Measures needed to overhaul and revamp MCI

  1. The Parliamentary committee made a number of recommendations to overhaul the system. Some of the important recommendations of the committee are the following,
  2. Doctor – Population ratio in India is 1:1674 as against the WHO norm of 1:1000, hence the government should immediately spell out policy stance in great detail to augment the capacity of production of doctors including specialists and super-specialists at the scale and speed required to meet India’s health needs.
  3. The regulatory framework of medical education and practice should be comprised of professionals of the highest standards of repute and integrity, appointed through a rigorous and independent selection process.
  4. Urgent measures have to be taken to restructure the composition of MCI to encourage diversity so that it does not become an exclusive club of doctors.
  5. Physical infrastructure requirement should be pruned down in such a way that it should have just about 30 to 40 percent standing value in the total assessment of a medical college.
  6. Support to convert district hospitals into medical colleges. If a district hospital is converted into a medical college, it will not only be equipped with specialists of all disciplines, providing the healthcare services across the whole spectrum but will also produce some doctors in its area of operation and will thus help reduce geographical mal-distribution of doctors.
  7. The PG entrance exam should be held immediately after the final MBBS examination so that the graduate doctor could concentrate on practical skills during his internship.
  8. Ethics should be made one of the cornerstones of the syllabus of medical education.
  9. Introduction of Common Medical Entrance Test (CMET) should be done across the nation barring those States who wish to remain outside the ambit of the CMET. A common exit test should be introduced for MBBS doctors.

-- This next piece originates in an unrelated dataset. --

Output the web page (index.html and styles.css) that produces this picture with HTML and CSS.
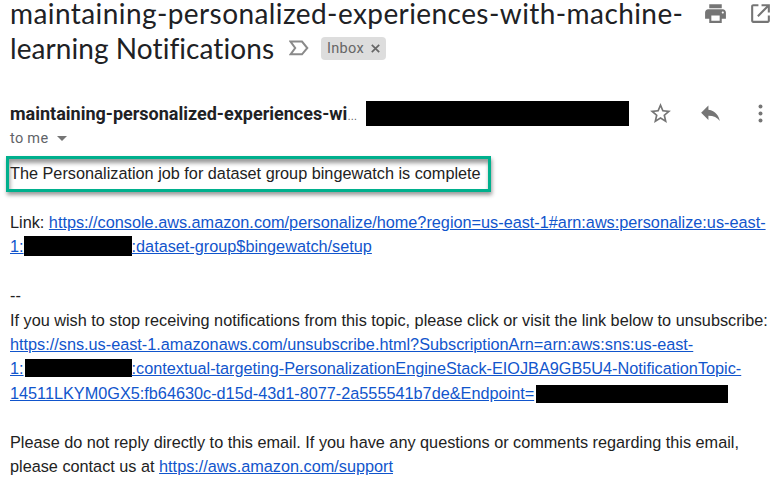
FILE: index.html
```
<!DOCTYPE html>
<html lang="en">
<head>
<meta charset="utf-8">
<title>Notifications</title>
<link rel="stylesheet" href="styles.css">
</head>
<body>
<header class="subject">
  <div class="heading">
    <h1 class="title">maintaining-personalized-experiences-with-machine-</h1>
    <div class="second">
      <span class="title tail">learning Notifications</span>
      <svg width="20" height="16" viewBox="0 0 20 16"><path d="M1.500 1.500h11.500L18.300 8l-5.300 6.300H1.500L6.200 8z" fill="none" stroke="#8a8a8a" stroke-width="2"/></svg>
      <span class="chip">Inbox <svg width="9" height="9" viewBox="0 0 9 9"><path d="M.8.8l7.400 7.400M8.200.8L.8 8.200" stroke="#666" stroke-width="1.700"/></svg></span>
    </div>
  </div>
  <div class="actions">
    <svg width="25" height="25" viewBox="0 0 24 24"><path fill="#757575" d="M19 8H5c-1.660 0-3 1.340-3 3v6h4v4h12v-4h4v-6c0-1.660-1.340-3-3-3zm-3 11H8v-5h8v5zm3-7c-.55 0-1-.45-1-1s.45-1 1-1 1 .45 1 1-.45 1-1 1zm-1-9H6v4h12V3z"/></svg>
    <svg width="25" height="25" viewBox="0 0 24 24"><path fill="#757575" d="M19 19H5V5h5V3H5c-1.110 0-2 .9-2 2v14c0 1.100.89 2 2 2h14c1.100 0 2-.9 2-2v-5h-2v5zM13 3v2h4.590l-8.830 8.830 1.410 1.410L19 6.410V11h2V3h-8z"/></svg>
  </div>
</header>
<section class="sender">
  <div class="from"><b class="name">maintaining-personalized-experiences-wi</b><span class="dots">…</span></div>
  <span class="mask address"></span>
  <div class="tools">
    <svg width="25" height="25" viewBox="0 0 24 24"><path fill="#757575" d="M22 9.240l-7.190-.62L12 2 9.190 8.630 2 9.240l5.460 4.730L5.820 21 12 17.270 18.180 21l-1.630-7.030L22 9.240zM12 15.400l-3.760 2.270 1-4.280-3.320-2.880 4.380-.38L12 6.100l1.710 4.040 4.380.38-3.320 2.880 1 4.280L12 15.400z"/></svg>
    <svg width="25" height="25" viewBox="0 0 24 24"><path fill="#757575" d="M10 9V5l-7 7 7 7v-4.100c5 0 8.500 1.600 11 5.100-1-5-4-10-11-11z" transform="translate(0 -.7)"/></svg>
    <svg width="25" height="25" viewBox="0 0 24 24"><g fill="#757575"><circle cx="12" cy="5.300" r="1.900"/><circle cx="12" cy="12" r="1.900"/><circle cx="12" cy="18.700" r="1.900"/></g></svg>
  </div>
</section>
<div class="to">to me<i class="caret"></i></div>
<main class="message">
  <p class="highlight">The Personalization job for dataset group bingewatch is complete</p>
  <p class="row">Link: <a href="#">https://console.aws.amazon.com/personalize/home?region=us-east-1#arn:aws:personalize:us-east-</a></p>
  <p class="row"><a href="#">1:<span class="mask account"></span>:dataset-group$bingewatch/setup</a></p>
  <p class="row gap">--</p>
  <p class="row">If you wish to stop receiving notifications from this topic, please click or visit the link below to unsubscribe:</p>
  <p class="row"><a href="#">https://sns.us-east-1.amazonaws.com/unsubscribe.html?SubscriptionArn=arn:aws:sns:us-east-</a></p>
  <p class="row"><a href="#">1:<span class="mask account short"></span>:contextual-targeting-PersonalizationEngineStack-EIOJBA9GB5U4-NotificationTopic-</a></p>
  <p class="row"><a href="#">14511LKYM0GX5:fb64630c-d15d-43d1-8077-2a555541b7de&amp;Endpoint=</a><span class="mask endpoint"></span></p>
  <p class="row gap">Please do not reply directly to this email. If you have any questions or comments regarding this email,</p>
  <p class="row">please contact us at <a href="#">https://aws.amazon.com/support</a></p>
</main>
</body>
</html>
```
FILE: styles.css
```
* { box-sizing: border-box; }
body { margin: 0; width: 780px; height: 484px; overflow: hidden; background: #fff; color: #222; font-family: "Liberation Sans", Arial, sans-serif; }
p, h1 { margin: 0; }
svg { display: block; }
.subject { display: flex; height: 98px; padding-left: 10px; }
.heading { width: 693px; }
.title { font: 400 28px/32px Lato, sans-serif; white-space: nowrap; color: #202124; letter-spacing: .42px; }
h1.title { height: 32px; line-height: 27px; }
.second { display: flex; align-items: center; height: 32px; }
.tail { width: 279px; letter-spacing: .07px; }
.chip { display: flex; align-items: center; gap: 7px; width: 65px; height: 23px; margin-left: 12px; padding-left: 6px; border-radius: 4px; background: #ddd; color: #666; font: 14.500px Roboto, sans-serif; letter-spacing: .3px; }
.actions { display: flex; gap: 20px; padding-top: 1px; }
.sender { display: flex; align-items: center; height: 30px; padding-left: 10px; }
.from { display: flex; align-items: baseline; width: 356px; }
.name { font: 700 18px Roboto, sans-serif; white-space: nowrap; color: #202124; }
.dots { font-size: 10px; color: #555; }
.mask { display: inline-block; background: #000; }
.address { width: 263px; height: 25px; }
.tools { display: flex; gap: 25px; padding-left: 19px; }
.to { display: flex; align-items: center; height: 21px; padding-left: 10px; font: 14.500px Roboto, sans-serif; color: #5f6368; letter-spacing: .3px; }
.caret { margin-left: 9px; border: 5px solid transparent; border-top-color: #757575; border-bottom: 0; }
.message { font-size: 16.250px; line-height: 24.400px; white-space: nowrap; }
.highlight { width: 485px; height: 36px; margin: 7px 0 18px 6px; padding-left: 1px; border: 3px solid #00b08d; line-height: 29px; box-shadow: 1px 3px 4px #0006, inset 1px 4px 4px #0006; }
.row { height: 24.400px; padding-left: 10px; }
.row.gap { margin-top: 24.400px; }
a { color: #15c; text-decoration: underline; }
.account { width: 108px; height: 20px; vertical-align: -4px; }
.short { width: 107px; height: 18px; margin-left: 1px; vertical-align: -3px; }
.endpoint { width: 192px; height: 18px; margin-left: 2px; vertical-align: -4px; }
```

Mandate of the Lodha committee

  1. Lodha Committee would have complete authority to oversee all statutory functions under the MCI Act.
  2. All policy decisions of the MCI will need approvals from the Committee. It will also be free to issue remedial directions.
  3. The Committee will function for 1 year, unless a suitable mechanism is brought in earlier by it.
  4. Initially the panel will function for a year, unless suitable mechanism is brought in place earlier which will substitute the said committee.

Way forward

  • The abysmal doctor-patient ratios in India’s rural areas and poorer districts, the sanctioning of new medical colleges without ensuring trained medical faculty, the failure to produce adequate specialist doctors, and corruption in the conduct of inspections and in granting sanctions to medical colleges have wrecked the MCI’s credibility.So, there is a need to bring back the integrity which MCI has lost over the years.
  • Whether Lodha Committee manages to inculcate the changes needed in MCI or ends up being one of the numerous other attempts at cleaning up the medical education scene remains to be seen.